>> START

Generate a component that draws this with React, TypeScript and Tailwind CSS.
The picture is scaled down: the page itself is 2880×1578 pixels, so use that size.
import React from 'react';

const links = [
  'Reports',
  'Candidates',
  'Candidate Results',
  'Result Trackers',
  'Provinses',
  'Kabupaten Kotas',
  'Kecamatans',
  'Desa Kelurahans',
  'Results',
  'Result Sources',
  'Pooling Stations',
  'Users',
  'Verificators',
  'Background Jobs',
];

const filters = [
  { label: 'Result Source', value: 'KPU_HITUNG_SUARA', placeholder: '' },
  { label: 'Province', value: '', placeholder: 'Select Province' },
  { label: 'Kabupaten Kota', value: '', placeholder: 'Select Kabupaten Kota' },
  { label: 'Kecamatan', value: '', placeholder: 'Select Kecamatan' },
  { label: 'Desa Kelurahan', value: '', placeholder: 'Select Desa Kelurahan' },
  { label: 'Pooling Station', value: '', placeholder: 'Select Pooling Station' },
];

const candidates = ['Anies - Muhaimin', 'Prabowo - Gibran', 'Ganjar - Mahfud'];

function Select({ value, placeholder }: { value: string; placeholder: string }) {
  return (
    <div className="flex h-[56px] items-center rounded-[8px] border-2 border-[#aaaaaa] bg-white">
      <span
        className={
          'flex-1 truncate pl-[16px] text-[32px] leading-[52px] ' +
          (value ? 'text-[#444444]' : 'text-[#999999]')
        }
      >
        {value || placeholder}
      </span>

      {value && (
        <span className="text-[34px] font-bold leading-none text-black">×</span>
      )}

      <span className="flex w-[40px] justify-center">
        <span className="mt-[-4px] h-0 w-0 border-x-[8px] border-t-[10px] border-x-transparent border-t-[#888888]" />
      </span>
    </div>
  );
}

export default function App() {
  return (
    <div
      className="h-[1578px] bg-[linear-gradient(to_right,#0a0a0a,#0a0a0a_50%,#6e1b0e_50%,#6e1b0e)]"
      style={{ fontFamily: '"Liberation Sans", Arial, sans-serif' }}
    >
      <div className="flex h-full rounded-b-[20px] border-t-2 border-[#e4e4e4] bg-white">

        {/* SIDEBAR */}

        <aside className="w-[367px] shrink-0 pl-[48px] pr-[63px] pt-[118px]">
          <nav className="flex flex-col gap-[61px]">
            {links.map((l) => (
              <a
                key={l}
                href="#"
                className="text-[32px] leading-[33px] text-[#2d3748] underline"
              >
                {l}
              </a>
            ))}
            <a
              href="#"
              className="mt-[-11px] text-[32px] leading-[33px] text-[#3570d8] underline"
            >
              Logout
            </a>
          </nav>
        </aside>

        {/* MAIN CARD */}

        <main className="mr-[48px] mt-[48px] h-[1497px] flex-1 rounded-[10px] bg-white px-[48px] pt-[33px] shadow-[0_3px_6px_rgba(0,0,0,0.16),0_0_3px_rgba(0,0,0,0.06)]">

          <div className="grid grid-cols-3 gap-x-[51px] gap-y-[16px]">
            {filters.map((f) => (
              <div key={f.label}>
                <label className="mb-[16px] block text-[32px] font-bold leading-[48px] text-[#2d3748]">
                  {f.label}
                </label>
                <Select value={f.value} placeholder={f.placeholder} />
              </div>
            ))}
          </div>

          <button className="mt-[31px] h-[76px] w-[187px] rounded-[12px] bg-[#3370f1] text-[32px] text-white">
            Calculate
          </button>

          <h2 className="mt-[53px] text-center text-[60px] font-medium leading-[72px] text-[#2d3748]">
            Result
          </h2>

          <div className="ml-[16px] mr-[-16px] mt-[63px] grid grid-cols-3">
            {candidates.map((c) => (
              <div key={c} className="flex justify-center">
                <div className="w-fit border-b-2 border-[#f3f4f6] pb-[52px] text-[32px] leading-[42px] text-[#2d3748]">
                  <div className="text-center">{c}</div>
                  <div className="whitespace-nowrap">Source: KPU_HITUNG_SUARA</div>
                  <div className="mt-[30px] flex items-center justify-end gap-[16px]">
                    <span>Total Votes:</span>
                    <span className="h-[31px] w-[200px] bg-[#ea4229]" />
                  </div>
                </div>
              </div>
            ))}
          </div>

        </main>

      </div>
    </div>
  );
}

>> END
>> START

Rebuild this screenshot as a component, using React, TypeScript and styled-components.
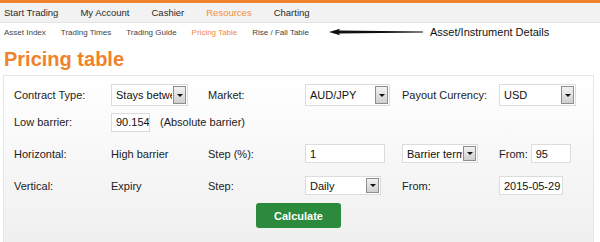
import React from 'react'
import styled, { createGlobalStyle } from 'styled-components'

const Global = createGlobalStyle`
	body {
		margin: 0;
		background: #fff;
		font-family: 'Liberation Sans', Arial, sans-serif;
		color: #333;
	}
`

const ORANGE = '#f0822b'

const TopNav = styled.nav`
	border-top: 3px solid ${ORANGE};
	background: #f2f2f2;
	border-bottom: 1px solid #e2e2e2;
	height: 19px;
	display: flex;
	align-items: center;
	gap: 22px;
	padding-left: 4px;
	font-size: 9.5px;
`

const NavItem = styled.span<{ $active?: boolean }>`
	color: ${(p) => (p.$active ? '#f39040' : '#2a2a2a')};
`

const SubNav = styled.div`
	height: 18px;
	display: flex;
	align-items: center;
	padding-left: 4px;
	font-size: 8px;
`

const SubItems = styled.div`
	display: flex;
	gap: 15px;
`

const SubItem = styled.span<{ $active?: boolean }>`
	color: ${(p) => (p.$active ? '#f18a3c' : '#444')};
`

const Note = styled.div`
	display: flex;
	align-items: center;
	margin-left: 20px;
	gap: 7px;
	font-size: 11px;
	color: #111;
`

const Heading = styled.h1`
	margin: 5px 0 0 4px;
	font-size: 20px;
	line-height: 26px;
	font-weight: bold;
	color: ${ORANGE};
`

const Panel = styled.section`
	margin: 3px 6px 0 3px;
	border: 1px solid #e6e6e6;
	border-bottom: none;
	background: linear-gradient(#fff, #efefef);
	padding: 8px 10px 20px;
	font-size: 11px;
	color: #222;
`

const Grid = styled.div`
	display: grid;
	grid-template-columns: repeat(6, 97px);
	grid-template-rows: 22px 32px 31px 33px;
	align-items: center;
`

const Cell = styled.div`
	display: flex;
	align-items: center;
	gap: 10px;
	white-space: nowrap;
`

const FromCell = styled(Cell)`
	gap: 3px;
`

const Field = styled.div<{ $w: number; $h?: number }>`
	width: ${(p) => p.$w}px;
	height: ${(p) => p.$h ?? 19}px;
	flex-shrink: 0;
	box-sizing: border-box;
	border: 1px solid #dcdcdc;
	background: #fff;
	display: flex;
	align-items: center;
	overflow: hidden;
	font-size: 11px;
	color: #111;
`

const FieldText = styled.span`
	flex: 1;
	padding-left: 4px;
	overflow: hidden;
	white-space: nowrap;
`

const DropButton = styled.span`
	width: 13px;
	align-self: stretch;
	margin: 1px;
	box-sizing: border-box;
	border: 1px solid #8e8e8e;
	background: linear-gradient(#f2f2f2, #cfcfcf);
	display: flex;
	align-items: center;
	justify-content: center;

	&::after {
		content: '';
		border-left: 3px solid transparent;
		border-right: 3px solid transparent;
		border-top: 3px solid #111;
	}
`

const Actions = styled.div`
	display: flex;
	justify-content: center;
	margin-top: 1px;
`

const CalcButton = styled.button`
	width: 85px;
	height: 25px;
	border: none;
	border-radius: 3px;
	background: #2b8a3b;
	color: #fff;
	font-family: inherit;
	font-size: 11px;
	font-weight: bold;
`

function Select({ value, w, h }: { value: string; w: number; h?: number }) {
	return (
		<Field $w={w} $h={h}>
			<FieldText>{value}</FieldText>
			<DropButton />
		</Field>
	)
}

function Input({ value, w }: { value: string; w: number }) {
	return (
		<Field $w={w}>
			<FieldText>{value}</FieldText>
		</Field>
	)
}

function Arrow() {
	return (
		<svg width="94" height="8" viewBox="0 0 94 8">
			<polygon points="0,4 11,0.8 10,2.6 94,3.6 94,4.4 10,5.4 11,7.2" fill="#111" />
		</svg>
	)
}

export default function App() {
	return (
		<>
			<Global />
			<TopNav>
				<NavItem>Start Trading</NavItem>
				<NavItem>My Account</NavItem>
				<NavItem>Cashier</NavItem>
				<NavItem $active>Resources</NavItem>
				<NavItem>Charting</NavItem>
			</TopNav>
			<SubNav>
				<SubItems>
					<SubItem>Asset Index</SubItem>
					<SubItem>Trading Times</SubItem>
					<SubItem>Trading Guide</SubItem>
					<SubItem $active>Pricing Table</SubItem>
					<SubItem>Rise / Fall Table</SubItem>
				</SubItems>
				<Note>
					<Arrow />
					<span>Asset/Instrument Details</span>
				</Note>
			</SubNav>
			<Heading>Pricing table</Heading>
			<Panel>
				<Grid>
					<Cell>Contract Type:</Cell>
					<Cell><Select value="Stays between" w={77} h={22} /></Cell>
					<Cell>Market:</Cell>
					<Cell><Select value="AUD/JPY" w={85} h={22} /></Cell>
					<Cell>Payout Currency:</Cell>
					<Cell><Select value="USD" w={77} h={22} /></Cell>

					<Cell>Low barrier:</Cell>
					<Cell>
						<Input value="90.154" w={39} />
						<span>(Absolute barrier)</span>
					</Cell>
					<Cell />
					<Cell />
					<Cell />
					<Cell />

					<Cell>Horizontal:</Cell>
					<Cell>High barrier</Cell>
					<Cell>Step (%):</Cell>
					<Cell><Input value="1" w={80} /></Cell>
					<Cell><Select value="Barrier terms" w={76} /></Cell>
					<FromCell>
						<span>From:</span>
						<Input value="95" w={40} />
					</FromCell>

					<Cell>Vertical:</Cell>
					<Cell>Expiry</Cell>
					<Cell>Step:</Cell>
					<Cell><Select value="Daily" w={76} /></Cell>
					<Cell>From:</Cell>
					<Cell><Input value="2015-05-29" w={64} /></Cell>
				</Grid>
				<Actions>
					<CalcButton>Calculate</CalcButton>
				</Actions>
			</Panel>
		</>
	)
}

>> END

GIVEN INSTRUCTION: The lines to return run from the one containing "Generate a component" down to the one containing "const candidates = ['Anies"; give them exactly, both included, and no others.

ANSWER:
Generate a component that draws this with React, TypeScript and Tailwind CSS.
The picture is scaled down: the page itself is 2880×1578 pixels, so use that size.
import React from 'react';

const links = [
  'Reports',
  'Candidates',
  'Candidate Results',
  'Result Trackers',
  'Provinses',
  'Kabupaten Kotas',
  'Kecamatans',
  'Desa Kelurahans',
  'Results',
  'Result Sources',
  'Pooling Stations',
  'Users',
  'Verificators',
  'Background Jobs',
];

const filters = [
  { label: 'Result Source', value: 'KPU_HITUNG_SUARA', placeholder: '' },
  { label: 'Province', value: '', placeholder: 'Select Province' },
  { label: 'Kabupaten Kota', value: '', placeholder: 'Select Kabupaten Kota' },
  { label: 'Kecamatan', value: '', placeholder: 'Select Kecamatan' },
  { label: 'Desa Kelurahan', value: '', placeholder: 'Select Desa Kelurahan' },
  { label: 'Pooling Station', value: '', placeholder: 'Select Pooling Station' },
];

const candidates = ['Anies - Muhaimin', 'Prabowo - Gibran', 'Ganjar - Mahfud'];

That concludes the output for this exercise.